After all these years I've been living in North America, I still practise the fika/kahvitauko thing either on my own or with family or friends. Rest assured, I don't taste pastries before serving, haha.

Nordic Style Coffee Cake


1 pkg (250 g) pitted dates

2 dl sugar

2 dl water

200 g butter

1 egg

3½ dl of unbleached wheat flour

1 teaspoon baking soda

1 teaspoon baking powder

1 teaspoon pure vanilla

. butter and flour for greasing the cake pan

. icing sugar

1. Put chopped dates in a saucepan, check for any pits.

2. Add sugar and water.

3. Simmer as long as the dates separate and soften and allow to melt evenly.

4. Add the egg to the slightly cooled mixture.

5. Combine the dry ingredients and mix into the dough.

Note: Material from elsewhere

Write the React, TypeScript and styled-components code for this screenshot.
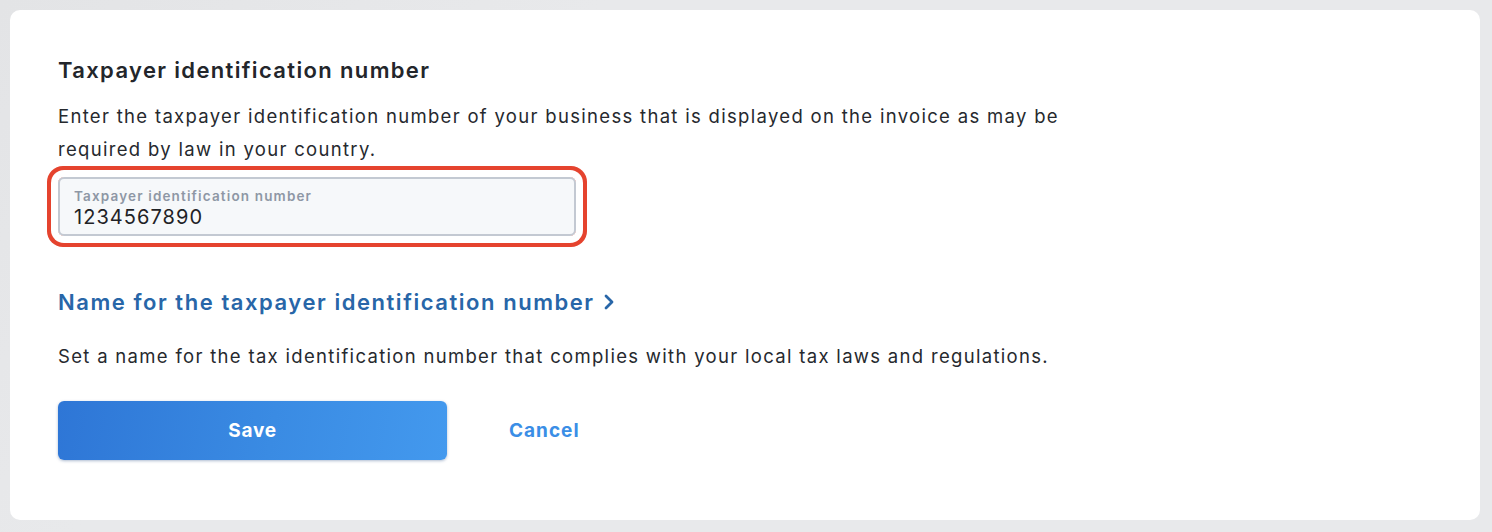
import React, { useState } from "react";
import styled, { createGlobalStyle } from "styled-components";

const GlobalStyle = createGlobalStyle`
  html, body {
    margin: 0;
    padding: 0;
    background: #e7e8ea;
  }
  body {
    font-family: Inter, "Noto Sans", sans-serif;
    -webkit-font-smoothing: antialiased;
  }
`;

const Page = styled.div`
  padding: 10px 12px 12px 10px;
  height: 532px;
  box-sizing: border-box;
  background: linear-gradient(135deg, #e3e4e6 0%, #e8e9eb 30%, #e8e9eb 100%);
`;

const Card = styled.section`
  background: #ffffff;
  border-radius: 10px;
  padding: 45px 48px 60px 48px;
  height: 510px;
  box-sizing: border-box;
  display: flex;
  flex-direction: column;
  align-items: flex-start;
`;

const Heading = styled.h2`
  margin: 0;
  font-family: Inter, "Noto Sans", sans-serif;
  font-size: 22px;
  line-height: 30px;
  font-weight: 600;
  color: #23262b;
  letter-spacing: 1.35px;
`;

const LinkHeading = styled.a`
  margin-top: 51px;
  display: inline-flex;
  align-items: center;
  gap: 8px;
  font-family: Inter, "Noto Sans", sans-serif;
  font-size: 22px;
  line-height: 30px;
  font-weight: 600;
  letter-spacing: 1.55px;
  color: #2866a8;
  text-decoration: none;
  cursor: pointer;
`;

const Text = styled.p<{ $top: number }>`
  margin: ${({ $top }) => $top}px 0 0;
  max-width: 1020px;
  font-size: 18.5px;
  line-height: 33px;
  letter-spacing: 1.31px;
  color: #26292e;
`;

const Ring = styled.div`
  margin-top: 11px;
  border-radius: 6px;
  box-shadow: 0 0 0 7px #ffffff, 0 0 0 11px #e5432e;
`;

const Field = styled.label`
  display: flex;
  flex-direction: column;
  justify-content: center;
  width: 518px;
  height: 59px;
  box-sizing: border-box;
  padding: 4px 14px 0;
  border: 2px solid #c3c9d2;
  border-radius: 6px;
  background: #f6f8fa;
`;

const FieldLabel = styled.span`
  font-size: 13.5px;
  line-height: 16px;
  font-weight: 600;
  letter-spacing: 1.15px;
  color: #8e97a5;
`;

const FieldInput = styled.input`
  border: none;
  outline: none;
  background: transparent;
  padding: 0;
  margin: 0;
  font-family: Inter, "Noto Sans", sans-serif;
  font-size: 20px;
  line-height: 26px;
  letter-spacing: 1.05px;
  color: #1f2226;
`;

const Actions = styled.div`
  margin-top: 28px;
  display: flex;
  align-items: center;
  gap: 62px;
`;

const PrimaryButton = styled.button`
  width: 389px;
  height: 59px;
  border: none;
  border-radius: 6px;
  background: linear-gradient(100deg, #2e76d6 0%, #3a8be3 55%, #4399ee 100%);
  box-shadow: 0 1px 3px rgba(20, 60, 120, 0.35);
  color: #ffffff;
  font-family: Inter, "Noto Sans", sans-serif;
  font-size: 19px;
  font-weight: 700;
  letter-spacing: 0.8px;
  cursor: pointer;
`;

const TextButton = styled.button`
  border: none;
  background: none;
  padding: 0;
  color: #3a8ee6;
  font-family: Inter, "Noto Sans", sans-serif;
  font-size: 19px;
  font-weight: 700;
  letter-spacing: 1px;
  cursor: pointer;
`;

const Chevron = () => (
  <svg width="12" height="16" viewBox="0 0 12 16" fill="none">
    <path d="M3 2l6 6-6 6" stroke="#2866a8" strokeWidth="2.8" strokeLinecap="round" strokeLinejoin="round" />
  </svg>
);

export default function App() {
  const [tin, setTin] = useState("1234567890");

  return (
    <>
      <GlobalStyle />
      <Page>
        <Card>
          <Heading>Taxpayer identification number</Heading>
          <Text $top={15}>
            Enter the taxpayer identification number of your business that is displayed on the invoice as may be
            required by law in your country.
          </Text>
          <Ring>
            <Field>
              <FieldLabel>Taxpayer identification number</FieldLabel>
              <FieldInput value={tin} onChange={(e) => setTin(e.target.value)} />
            </Field>
          </Ring>
          <LinkHeading>
            Name for the taxpayer identification number
            <Chevron />
          </LinkHeading>
          <Text $top={23}>
            Set a name for the tax identification number that complies with your local tax laws and regulations.
          </Text>
          <Actions>
            <PrimaryButton>Save</PrimaryButton>
            <TextButton>Cancel</TextButton>
          </Actions>
        </Card>
      </Page>
    </>
  );
}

Heat the oven to 175 degrees celsius ( 350 F).

Grease and flour a bundt pan 20cm (8”) (1.5 l capacity).We used our borosilicate glass cake pan. Spoon the batter evenly into the pan.

Bake the cake on the lowest level of the oven for 40 to 50 minutes. Insert a cake tester or a tooth pick in the middle of the cake. If the stick comes out clean the cake is done.

Allow to cool in the pan before turning it over on a cake plate.

Finish with sifted icing sugar on top of the cake.

Enjoy with a cup of strong coffee!

Did you know?

Dried dates are very high in antioxidants and fiber and should be a part of a healthy diet daily.